***** SUPPLIED DATA
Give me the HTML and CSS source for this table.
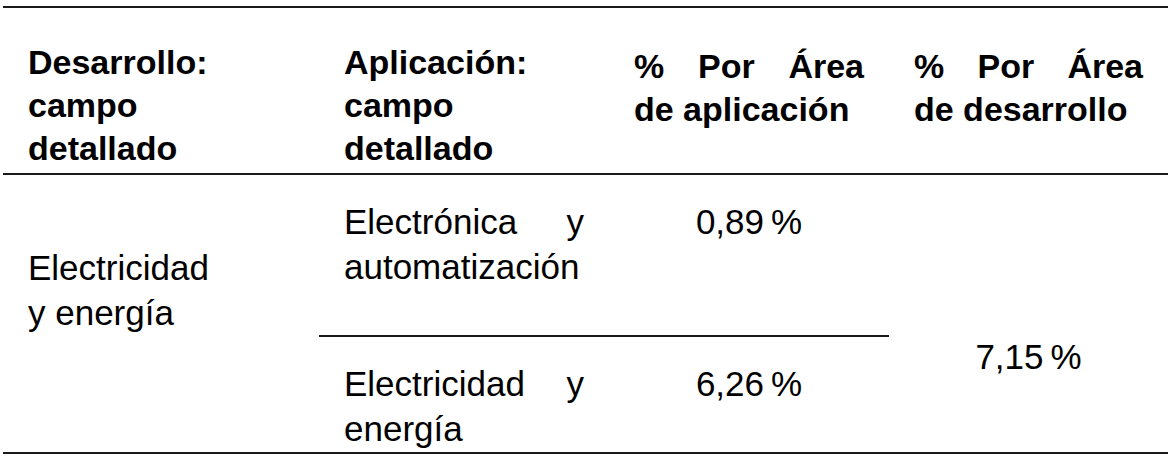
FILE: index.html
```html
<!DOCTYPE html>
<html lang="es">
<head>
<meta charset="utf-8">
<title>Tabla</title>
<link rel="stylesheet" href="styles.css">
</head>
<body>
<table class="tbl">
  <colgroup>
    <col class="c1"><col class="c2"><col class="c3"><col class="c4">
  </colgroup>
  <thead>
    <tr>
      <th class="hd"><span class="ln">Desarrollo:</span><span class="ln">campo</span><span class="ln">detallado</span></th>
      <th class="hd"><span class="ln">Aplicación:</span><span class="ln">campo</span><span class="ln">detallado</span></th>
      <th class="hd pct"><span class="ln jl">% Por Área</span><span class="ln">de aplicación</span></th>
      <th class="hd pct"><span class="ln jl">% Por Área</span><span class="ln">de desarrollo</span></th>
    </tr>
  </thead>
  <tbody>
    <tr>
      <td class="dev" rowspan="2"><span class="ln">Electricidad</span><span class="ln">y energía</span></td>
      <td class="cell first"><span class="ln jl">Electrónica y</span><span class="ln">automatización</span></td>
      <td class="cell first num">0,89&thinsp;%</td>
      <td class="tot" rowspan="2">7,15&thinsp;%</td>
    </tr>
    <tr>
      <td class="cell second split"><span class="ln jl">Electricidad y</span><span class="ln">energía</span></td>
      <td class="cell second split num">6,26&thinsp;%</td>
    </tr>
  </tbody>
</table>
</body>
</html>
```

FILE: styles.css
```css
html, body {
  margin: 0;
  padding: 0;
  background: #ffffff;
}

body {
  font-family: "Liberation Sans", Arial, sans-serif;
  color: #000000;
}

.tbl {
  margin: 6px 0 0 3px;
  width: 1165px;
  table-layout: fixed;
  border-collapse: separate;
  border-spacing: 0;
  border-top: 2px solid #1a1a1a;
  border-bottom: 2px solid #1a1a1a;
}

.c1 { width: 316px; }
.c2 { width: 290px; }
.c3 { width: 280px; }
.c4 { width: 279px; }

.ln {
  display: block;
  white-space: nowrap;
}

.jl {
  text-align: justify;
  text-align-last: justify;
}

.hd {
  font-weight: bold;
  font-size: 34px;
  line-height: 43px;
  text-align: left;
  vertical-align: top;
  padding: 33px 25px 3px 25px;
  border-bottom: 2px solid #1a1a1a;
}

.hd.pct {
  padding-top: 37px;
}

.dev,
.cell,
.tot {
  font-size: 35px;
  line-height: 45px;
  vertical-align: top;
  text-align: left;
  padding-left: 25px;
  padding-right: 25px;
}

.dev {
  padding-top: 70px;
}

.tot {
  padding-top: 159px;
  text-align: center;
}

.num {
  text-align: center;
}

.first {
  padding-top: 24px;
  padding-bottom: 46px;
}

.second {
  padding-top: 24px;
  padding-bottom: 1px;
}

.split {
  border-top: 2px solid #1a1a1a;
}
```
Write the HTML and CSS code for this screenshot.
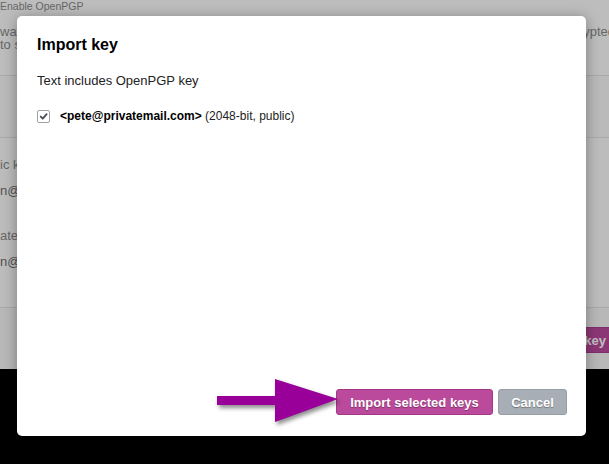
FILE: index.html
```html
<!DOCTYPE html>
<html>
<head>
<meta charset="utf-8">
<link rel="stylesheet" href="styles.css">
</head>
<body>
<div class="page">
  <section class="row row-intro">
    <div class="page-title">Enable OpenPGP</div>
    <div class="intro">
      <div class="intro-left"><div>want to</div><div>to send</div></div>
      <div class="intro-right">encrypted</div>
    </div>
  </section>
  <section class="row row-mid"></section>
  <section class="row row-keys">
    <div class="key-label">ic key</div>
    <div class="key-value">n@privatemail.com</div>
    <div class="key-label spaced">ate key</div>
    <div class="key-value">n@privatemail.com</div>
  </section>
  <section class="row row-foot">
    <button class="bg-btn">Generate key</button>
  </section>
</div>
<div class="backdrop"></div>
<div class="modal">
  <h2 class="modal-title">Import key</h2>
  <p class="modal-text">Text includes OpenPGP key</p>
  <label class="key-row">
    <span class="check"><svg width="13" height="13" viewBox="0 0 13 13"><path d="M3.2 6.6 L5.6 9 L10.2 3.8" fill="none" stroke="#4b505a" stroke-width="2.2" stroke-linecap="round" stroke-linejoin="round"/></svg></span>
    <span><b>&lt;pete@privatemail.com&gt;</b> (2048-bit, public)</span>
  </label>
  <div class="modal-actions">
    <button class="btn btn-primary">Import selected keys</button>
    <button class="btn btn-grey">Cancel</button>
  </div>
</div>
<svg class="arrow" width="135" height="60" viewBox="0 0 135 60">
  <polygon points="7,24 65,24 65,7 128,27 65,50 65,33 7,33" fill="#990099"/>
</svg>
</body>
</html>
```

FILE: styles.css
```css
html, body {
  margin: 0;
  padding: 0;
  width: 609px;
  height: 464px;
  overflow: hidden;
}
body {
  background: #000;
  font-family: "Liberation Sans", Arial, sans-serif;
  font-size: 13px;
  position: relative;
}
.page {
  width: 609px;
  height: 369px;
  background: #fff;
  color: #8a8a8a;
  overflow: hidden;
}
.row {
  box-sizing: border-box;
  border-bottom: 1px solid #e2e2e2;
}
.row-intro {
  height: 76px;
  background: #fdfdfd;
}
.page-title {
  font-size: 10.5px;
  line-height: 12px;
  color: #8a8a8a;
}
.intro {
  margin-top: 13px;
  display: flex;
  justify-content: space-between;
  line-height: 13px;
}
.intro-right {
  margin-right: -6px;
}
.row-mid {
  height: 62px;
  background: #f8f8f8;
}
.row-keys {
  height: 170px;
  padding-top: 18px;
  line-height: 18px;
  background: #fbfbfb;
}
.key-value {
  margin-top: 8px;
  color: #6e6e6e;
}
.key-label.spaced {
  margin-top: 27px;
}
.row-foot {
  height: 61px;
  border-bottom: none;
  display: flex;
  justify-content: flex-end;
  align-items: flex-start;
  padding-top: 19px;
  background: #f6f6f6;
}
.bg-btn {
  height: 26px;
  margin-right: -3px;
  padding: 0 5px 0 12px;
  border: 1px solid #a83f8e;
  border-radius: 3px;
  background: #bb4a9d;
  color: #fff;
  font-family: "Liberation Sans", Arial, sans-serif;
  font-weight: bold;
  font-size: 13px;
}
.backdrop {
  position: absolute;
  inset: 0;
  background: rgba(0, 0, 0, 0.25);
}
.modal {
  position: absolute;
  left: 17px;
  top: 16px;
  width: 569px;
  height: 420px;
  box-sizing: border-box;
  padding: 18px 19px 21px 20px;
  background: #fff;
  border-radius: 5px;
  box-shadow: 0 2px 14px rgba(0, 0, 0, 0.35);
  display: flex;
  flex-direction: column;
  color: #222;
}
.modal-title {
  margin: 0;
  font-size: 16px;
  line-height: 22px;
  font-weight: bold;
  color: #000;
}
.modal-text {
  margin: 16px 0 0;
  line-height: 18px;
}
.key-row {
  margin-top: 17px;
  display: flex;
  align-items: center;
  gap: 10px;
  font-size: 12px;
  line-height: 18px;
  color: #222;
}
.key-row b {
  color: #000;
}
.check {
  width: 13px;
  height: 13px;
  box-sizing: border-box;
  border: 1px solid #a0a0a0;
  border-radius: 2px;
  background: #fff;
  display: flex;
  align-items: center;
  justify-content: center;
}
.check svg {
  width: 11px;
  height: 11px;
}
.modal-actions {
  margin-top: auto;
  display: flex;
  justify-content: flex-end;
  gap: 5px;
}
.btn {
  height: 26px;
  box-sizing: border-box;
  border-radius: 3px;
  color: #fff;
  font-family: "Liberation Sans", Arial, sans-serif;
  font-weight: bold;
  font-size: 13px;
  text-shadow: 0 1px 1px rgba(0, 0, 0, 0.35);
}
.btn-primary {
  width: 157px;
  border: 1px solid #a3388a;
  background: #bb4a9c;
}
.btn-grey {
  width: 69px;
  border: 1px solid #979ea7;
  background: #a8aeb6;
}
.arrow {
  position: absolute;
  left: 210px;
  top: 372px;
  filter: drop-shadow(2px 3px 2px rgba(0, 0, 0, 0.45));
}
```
**********
### STATED PROBLEM
Check each line of the records for "this" and copy the ones that contain it.

### TASK OUTPUT
Give me the HTML and CSS source for this table.
Write the HTML and CSS code for this screenshot.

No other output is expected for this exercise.